▸ **Records supplied**
________________________
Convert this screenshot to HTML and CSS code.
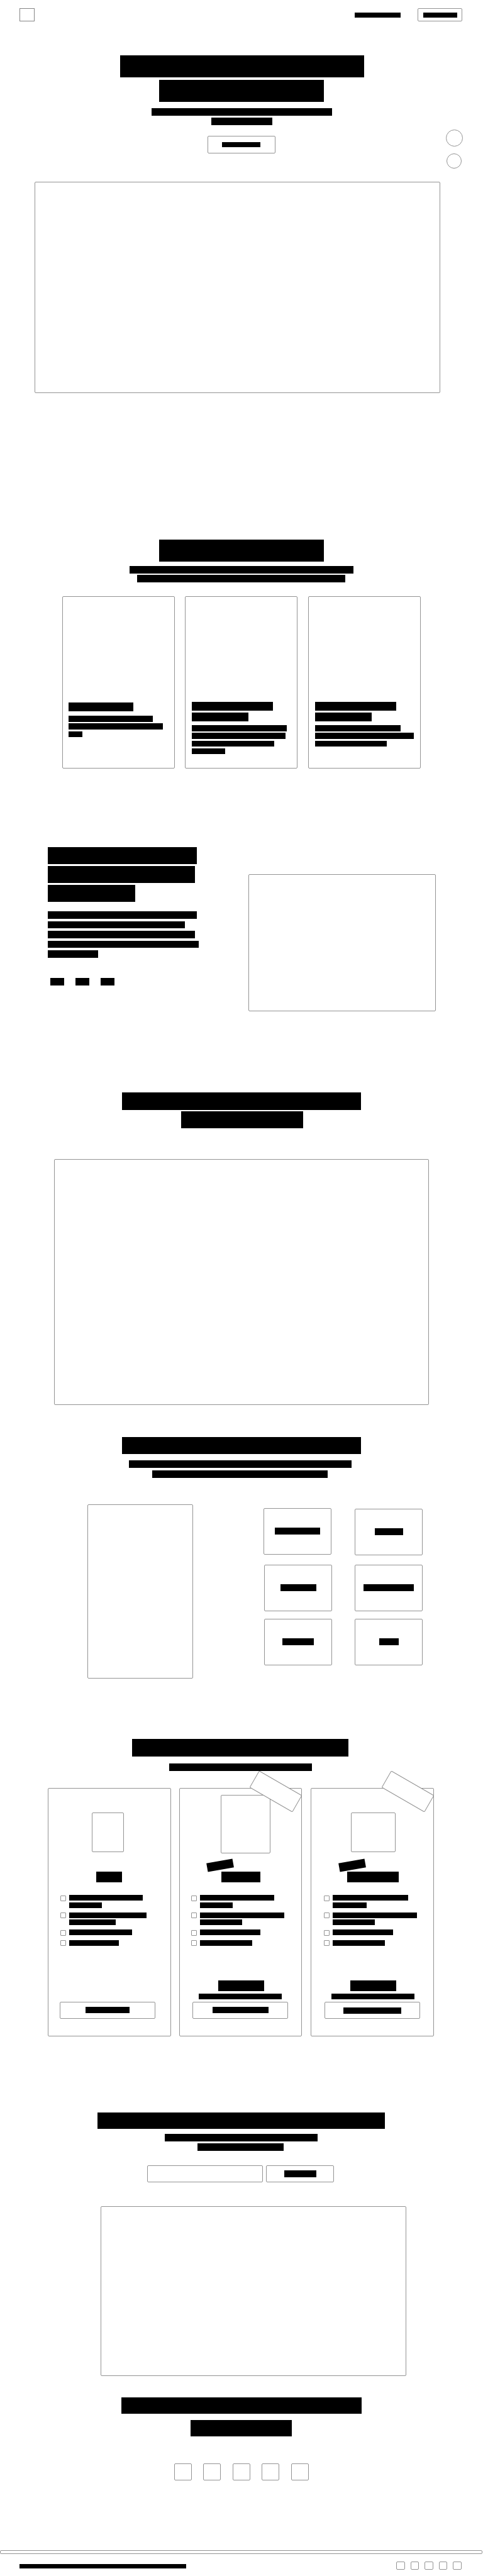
________________________
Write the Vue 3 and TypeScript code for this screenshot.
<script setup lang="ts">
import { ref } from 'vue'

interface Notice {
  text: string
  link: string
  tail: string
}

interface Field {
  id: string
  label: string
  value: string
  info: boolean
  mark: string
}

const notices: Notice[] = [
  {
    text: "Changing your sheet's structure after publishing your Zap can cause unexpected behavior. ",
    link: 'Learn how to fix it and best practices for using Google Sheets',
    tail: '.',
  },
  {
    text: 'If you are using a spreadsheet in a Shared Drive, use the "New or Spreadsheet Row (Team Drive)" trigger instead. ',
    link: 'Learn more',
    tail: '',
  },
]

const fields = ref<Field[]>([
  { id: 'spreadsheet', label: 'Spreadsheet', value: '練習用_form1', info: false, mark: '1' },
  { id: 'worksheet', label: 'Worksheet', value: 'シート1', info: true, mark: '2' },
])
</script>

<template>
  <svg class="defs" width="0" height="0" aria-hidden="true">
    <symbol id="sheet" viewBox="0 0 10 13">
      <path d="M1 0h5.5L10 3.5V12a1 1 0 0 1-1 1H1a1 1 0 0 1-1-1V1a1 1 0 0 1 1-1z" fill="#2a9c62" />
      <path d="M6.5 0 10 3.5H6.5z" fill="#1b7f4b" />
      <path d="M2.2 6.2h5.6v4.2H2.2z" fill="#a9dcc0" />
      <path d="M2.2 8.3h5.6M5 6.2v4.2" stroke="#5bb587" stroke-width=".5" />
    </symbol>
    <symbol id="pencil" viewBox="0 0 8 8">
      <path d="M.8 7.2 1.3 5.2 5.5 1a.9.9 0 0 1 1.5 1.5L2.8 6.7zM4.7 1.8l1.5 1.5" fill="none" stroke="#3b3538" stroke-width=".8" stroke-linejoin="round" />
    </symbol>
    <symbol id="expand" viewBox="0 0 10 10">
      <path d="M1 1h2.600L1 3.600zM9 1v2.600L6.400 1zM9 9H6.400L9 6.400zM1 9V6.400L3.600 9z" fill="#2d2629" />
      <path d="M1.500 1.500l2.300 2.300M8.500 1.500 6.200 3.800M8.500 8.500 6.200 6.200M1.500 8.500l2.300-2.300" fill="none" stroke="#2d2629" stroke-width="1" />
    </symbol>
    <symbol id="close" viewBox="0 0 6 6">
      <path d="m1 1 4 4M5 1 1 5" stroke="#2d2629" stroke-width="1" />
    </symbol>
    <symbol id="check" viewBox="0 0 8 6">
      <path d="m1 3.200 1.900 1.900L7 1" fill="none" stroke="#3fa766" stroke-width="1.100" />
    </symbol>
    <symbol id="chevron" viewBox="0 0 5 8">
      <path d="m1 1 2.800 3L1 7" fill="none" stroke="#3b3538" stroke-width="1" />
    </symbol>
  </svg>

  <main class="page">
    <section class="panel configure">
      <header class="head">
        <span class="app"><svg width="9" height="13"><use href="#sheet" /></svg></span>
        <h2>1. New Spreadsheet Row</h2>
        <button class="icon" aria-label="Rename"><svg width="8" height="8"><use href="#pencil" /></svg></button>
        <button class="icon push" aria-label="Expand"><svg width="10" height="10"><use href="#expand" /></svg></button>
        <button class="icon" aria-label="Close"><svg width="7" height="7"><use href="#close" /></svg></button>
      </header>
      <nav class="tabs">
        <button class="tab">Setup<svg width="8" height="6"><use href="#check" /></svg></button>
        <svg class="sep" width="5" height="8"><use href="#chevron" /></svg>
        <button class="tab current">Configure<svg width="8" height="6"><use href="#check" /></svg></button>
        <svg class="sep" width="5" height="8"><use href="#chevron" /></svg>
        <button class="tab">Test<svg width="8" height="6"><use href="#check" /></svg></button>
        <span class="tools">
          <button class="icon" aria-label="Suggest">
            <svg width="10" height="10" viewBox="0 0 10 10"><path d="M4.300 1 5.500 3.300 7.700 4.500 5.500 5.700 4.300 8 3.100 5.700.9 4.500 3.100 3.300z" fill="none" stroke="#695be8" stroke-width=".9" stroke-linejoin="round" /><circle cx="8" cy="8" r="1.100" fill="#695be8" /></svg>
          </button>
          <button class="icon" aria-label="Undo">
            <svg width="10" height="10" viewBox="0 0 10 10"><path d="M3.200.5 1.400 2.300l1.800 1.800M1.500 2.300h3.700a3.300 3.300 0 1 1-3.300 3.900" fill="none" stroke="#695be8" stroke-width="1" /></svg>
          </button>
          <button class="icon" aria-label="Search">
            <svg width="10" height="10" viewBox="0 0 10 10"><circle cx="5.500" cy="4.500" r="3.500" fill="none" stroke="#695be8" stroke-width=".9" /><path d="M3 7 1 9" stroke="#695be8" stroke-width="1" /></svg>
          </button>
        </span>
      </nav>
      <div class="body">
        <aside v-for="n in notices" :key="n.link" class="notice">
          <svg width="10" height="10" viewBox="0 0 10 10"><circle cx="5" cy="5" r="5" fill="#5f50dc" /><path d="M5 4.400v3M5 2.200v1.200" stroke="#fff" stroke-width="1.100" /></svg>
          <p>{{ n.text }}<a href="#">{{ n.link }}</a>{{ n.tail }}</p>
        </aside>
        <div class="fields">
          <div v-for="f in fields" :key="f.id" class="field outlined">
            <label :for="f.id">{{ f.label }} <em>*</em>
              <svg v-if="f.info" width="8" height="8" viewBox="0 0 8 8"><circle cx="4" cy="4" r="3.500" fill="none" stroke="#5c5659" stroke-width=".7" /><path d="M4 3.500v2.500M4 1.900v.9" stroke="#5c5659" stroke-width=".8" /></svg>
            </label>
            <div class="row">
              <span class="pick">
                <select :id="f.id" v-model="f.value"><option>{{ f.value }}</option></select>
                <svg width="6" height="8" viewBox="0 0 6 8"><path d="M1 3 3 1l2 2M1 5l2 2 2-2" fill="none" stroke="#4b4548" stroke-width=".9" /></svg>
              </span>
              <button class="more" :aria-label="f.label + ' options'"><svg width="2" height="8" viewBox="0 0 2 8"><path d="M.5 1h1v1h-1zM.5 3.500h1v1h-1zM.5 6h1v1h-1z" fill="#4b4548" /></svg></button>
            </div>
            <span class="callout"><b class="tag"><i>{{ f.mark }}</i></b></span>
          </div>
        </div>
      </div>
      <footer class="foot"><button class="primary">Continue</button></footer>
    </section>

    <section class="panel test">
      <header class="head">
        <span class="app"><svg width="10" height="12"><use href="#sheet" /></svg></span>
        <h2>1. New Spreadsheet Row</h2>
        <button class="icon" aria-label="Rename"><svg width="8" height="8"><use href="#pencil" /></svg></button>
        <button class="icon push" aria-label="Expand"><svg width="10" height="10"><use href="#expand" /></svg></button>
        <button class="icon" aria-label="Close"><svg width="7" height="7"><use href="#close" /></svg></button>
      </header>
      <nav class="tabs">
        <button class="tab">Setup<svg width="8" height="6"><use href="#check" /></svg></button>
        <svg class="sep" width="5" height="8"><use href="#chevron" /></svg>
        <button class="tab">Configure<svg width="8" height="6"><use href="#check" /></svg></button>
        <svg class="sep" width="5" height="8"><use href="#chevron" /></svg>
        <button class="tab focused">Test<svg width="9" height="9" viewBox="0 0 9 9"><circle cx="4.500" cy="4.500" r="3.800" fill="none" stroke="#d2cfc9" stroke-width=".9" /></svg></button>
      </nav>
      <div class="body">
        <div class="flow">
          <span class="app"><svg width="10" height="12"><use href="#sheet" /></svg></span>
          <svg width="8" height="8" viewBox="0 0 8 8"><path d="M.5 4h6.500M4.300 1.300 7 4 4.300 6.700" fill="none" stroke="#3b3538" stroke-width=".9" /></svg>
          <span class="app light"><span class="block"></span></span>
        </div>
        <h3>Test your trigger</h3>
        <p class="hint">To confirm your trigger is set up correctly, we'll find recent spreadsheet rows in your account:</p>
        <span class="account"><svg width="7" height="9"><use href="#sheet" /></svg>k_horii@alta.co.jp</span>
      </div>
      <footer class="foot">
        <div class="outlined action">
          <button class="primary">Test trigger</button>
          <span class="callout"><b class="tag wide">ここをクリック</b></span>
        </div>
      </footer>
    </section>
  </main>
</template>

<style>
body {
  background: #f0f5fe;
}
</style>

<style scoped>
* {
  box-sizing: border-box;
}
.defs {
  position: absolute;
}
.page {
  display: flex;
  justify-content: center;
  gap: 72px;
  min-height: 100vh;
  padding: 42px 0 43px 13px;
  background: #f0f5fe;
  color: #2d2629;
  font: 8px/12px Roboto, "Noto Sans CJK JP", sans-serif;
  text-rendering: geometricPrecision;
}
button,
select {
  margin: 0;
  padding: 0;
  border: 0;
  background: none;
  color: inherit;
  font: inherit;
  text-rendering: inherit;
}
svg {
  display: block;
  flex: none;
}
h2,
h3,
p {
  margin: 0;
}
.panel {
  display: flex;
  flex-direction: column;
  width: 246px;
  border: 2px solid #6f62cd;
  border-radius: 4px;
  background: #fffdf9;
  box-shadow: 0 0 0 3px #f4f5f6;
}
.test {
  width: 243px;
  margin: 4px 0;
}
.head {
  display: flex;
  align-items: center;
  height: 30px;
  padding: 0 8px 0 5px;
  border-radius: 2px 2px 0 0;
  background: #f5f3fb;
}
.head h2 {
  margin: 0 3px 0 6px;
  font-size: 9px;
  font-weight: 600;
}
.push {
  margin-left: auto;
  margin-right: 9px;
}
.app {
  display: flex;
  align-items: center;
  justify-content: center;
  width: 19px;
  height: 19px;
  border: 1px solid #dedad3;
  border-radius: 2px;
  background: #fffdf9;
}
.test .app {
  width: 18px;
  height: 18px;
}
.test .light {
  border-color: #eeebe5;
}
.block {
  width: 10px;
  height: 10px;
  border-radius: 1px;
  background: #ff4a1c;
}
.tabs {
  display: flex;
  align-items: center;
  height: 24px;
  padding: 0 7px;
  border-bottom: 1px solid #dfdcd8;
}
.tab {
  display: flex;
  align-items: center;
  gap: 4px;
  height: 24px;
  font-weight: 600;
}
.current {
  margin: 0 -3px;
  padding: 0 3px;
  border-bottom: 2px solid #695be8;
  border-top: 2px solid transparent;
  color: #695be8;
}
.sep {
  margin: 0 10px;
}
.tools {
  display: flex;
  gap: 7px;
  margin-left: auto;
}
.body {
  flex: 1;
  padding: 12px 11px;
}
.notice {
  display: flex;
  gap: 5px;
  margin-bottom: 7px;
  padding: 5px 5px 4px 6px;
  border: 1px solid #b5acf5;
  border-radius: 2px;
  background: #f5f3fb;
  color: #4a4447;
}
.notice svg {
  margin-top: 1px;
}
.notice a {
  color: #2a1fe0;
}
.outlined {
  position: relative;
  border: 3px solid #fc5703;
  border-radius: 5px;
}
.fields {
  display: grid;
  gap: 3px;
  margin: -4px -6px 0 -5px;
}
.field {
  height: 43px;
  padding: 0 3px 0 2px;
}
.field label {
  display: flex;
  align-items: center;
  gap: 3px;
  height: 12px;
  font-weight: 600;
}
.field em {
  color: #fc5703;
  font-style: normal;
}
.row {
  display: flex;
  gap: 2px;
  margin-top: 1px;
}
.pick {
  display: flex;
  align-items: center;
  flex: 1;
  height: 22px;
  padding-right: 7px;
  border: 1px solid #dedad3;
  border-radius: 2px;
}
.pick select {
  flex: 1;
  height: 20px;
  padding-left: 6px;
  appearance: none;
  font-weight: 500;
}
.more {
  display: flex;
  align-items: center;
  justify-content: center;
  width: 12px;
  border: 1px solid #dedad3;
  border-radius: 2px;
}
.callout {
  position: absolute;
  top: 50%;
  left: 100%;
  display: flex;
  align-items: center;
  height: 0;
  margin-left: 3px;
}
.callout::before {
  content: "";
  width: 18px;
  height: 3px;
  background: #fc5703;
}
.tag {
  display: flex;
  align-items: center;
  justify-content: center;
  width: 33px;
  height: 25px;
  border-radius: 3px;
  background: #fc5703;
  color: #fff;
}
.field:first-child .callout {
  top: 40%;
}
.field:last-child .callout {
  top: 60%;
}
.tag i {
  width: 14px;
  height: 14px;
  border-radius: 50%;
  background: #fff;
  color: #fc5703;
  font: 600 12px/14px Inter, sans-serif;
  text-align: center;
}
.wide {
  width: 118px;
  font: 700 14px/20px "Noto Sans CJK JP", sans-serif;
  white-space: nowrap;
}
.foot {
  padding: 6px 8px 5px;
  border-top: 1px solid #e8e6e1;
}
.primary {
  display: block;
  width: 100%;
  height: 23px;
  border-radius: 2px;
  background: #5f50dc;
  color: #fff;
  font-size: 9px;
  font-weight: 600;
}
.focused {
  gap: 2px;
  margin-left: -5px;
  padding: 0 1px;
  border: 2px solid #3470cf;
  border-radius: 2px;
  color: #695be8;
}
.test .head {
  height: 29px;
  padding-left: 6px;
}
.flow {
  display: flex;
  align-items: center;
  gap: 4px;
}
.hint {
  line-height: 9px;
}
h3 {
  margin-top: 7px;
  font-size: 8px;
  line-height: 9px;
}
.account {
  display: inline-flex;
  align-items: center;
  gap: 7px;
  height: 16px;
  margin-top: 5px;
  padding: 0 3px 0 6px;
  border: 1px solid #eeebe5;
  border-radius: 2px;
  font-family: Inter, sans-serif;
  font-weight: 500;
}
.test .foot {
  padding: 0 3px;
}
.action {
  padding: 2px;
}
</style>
________________________
▸ **Instruction**
Collect every line with the string "this" from the records, and copy each.

▸ **Exercise solution**
Convert this screenshot to HTML and CSS code.
Write the Vue 3 and TypeScript code for this screenshot.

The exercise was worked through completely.